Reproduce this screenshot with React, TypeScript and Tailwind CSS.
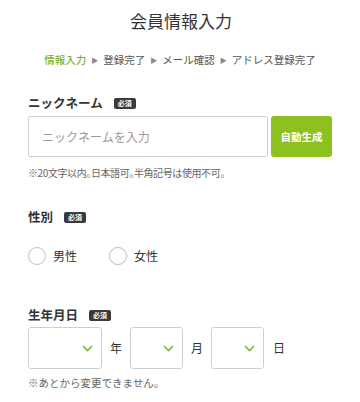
import React from "react";

const Badge = () => (
  <span className="ml-[11px] inline-flex h-[11px] w-[22px] items-center justify-center rounded-[2px] bg-[#3a3a3a] text-[7px] font-bold leading-none text-white">
    必須
  </span>
);

const Chevron = () => (
  <svg width="11" height="7" viewBox="0 0 11 7" fill="none">
    <polyline points="1,1 5.5,5.5 10,1" stroke="#7fb82a" strokeWidth="1.6" fill="none" />
  </svg>
);

const Select = ({ w }: { w: string }) => (
  <div className={`${w} flex h-[42px] items-center justify-end rounded-[3px] border border-[#cfcfcf] bg-white pr-[8px]`}>
    <Chevron />
  </div>
);

const Radio = ({ label }: { label: string }) => (
  <div className="flex items-center gap-[7px]">
    <span className="h-[18px] w-[18px] rounded-full border border-[#bdbdbd] bg-white" />
    <span className="text-[12px] leading-none text-[#333]">{label}</span>
  </div>
);

export default function App() {
  return (
    <div
      className="h-[402px] w-[360px] overflow-hidden bg-white text-[#333]"
      style={{ fontFamily: '"Noto Sans CJK JP", "Noto Sans", sans-serif' }}
    >
      <div className="flex h-[40px] items-center justify-center pl-[2px] text-[17px] leading-none text-[#333]">
        会員情報入力
      </div>
      <div className="flex h-[40px] items-center justify-center text-[10.5px] leading-none text-[#555]">
        <span className="font-medium text-[#79b52a]">情報入力</span>
        <span className="mx-[5px] text-[7px] text-[#888]">▶</span>
        <span>登録完了</span>
        <span className="mx-[5px] text-[7px] text-[#888]">▶</span>
        <span>メール確認</span>
        <span className="mx-[5px] text-[7px] text-[#888]">▶</span>
        <span>アドレス登録完了</span>
      </div>

      <div className="px-[28px]">
        <div className="mt-[13px] flex h-[20px] items-center text-[12.5px] font-bold leading-none">
          ニックネーム
          <Badge />
        </div>
        <div className="mt-[3px] flex h-[41px] gap-[3px]">
          <div className="flex w-[240px] items-center rounded-[2px] border border-[#cfcfcf] bg-white pl-[13px] text-[12px] text-[#9a9a9a]">
            ニックネームを入力
          </div>
          <div className="flex w-[61px] items-center justify-center rounded-[3px] bg-[#8cc11f] text-[10.5px] font-bold text-white">
            自動生成
          </div>
        </div>
        <div className="mt-[8px] flex h-[16px] items-center text-[10px] leading-none tracking-[-0.4px] text-[#666] [font-feature-settings:'palt']">
          ※20文字以内。日本語可。半角記号は使用不可。
        </div>

        <div className="mt-[26px] flex h-[20px] items-center text-[12.5px] font-bold leading-none">
          性別
          <Badge />
        </div>
        <div className="mt-[20px] flex h-[18px] items-center gap-[32px]">
          <Radio label="男性" />
          <Radio label="女性" />
        </div>

        <div className="mt-[40px] flex h-[20px] items-center text-[12.5px] font-bold leading-none">
          生年月日
          <Badge />
        </div>
        <div className="mt-[2px] flex items-center">
          <Select w="w-[74px]" />
          <span className="mx-[8px] text-[12px] leading-none">年</span>
          <Select w="w-[53px]" />
          <span className="mx-[8px] text-[12px] leading-none">月</span>
          <Select w="w-[53px]" />
          <span className="mx-[9px] text-[12px] leading-none">日</span>
        </div>
        <div className="mt-[6px] flex h-[16px] items-center text-[10.5px] leading-none text-[#666]">
          ※あとから変更できません。
        </div>
      </div>
    </div>
  );
}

*-*-*

• _Written exercise_: Output the data above without changes, apart from leaving out the pictures.

• _Answer_:
Reproduce this screenshot with React, TypeScript and Tailwind CSS.
import React from "react";

const Badge = () => (
  <span className="ml-[11px] inline-flex h-[11px] w-[22px] items-center justify-center rounded-[2px] bg-[#3a3a3a] text-[7px] font-bold leading-none text-white">
    必須
  </span>
);

const Chevron = () => (
  <svg width="11" height="7" viewBox="0 0 11 7" fill="none">
    <polyline points="1,1 5.5,5.5 10,1" stroke="#7fb82a" strokeWidth="1.6" fill="none" />
  </svg>
);

const Select = ({ w }: { w: string }) => (
  <div className={`${w} flex h-[42px] items-center justify-end rounded-[3px] border border-[#cfcfcf] bg-white pr-[8px]`}>
    <Chevron />
  </div>
);

const Radio = ({ label }: { label: string }) => (
  <div className="flex items-center gap-[7px]">
    <span className="h-[18px] w-[18px] rounded-full border border-[#bdbdbd] bg-white" />
    <span className="text-[12px] leading-none text-[#333]">{label}</span>
  </div>
);

export default function App() {
  return (
    <div
      className="h-[402px] w-[360px] overflow-hidden bg-white text-[#333]"
      style={{ fontFamily: '"Noto Sans CJK JP", "Noto Sans", sans-serif' }}
    >
      <div className="flex h-[40px] items-center justify-center pl-[2px] text-[17px] leading-none text-[#333]">
        会員情報入力
      </div>
      <div className="flex h-[40px] items-center justify-center text-[10.5px] leading-none text-[#555]">
        <span className="font-medium text-[#79b52a]">情報入力</span>
        <span className="mx-[5px] text-[7px] text-[#888]">▶</span>
        <span>登録完了</span>
        <span className="mx-[5px] text-[7px] text-[#888]">▶</span>
        <span>メール確認</span>
        <span className="mx-[5px] text-[7px] text-[#888]">▶</span>
        <span>アドレス登録完了</span>
      </div>

      <div className="px-[28px]">
        <div className="mt-[13px] flex h-[20px] items-center text-[12.5px] font-bold leading-none">
          ニックネーム
          <Badge />
        </div>
        <div className="mt-[3px] flex h-[41px] gap-[3px]">
          <div className="flex w-[240px] items-center rounded-[2px] border border-[#cfcfcf] bg-white pl-[13px] text-[12px] text-[#9a9a9a]">
            ニックネームを入力
          </div>
          <div className="flex w-[61px] items-center justify-center rounded-[3px] bg-[#8cc11f] text-[10.5px] font-bold text-white">
            自動生成
          </div>
        </div>
        <div className="mt-[8px] flex h-[16px] items-center text-[10px] leading-none tracking-[-0.4px] text-[#666] [font-feature-settings:'palt']">
          ※20文字以内。日本語可。半角記号は使用不可。
        </div>

        <div className="mt-[26px] flex h-[20px] items-center text-[12.5px] font-bold leading-none">
          性別
          <Badge />
        </div>
        <div className="mt-[20px] flex h-[18px] items-center gap-[32px]">
          <Radio label="男性" />
          <Radio label="女性" />
        </div>

        <div className="mt-[40px] flex h-[20px] items-center text-[12.5px] font-bold leading-none">
          生年月日
          <Badge />
        </div>
        <div className="mt-[2px] flex items-center">
          <Select w="w-[74px]" />
          <span className="mx-[8px] text-[12px] leading-none">年</span>
          <Select w="w-[53px]" />
          <span className="mx-[8px] text-[12px] leading-none">月</span>
          <Select w="w-[53px]" />
          <span className="mx-[9px] text-[12px] leading-none">日</span>
        </div>
        <div className="mt-[6px] flex h-[16px] items-center text-[10.5px] leading-none text-[#666]">
          ※あとから変更できません。
        </div>
      </div>
    </div>
  );
}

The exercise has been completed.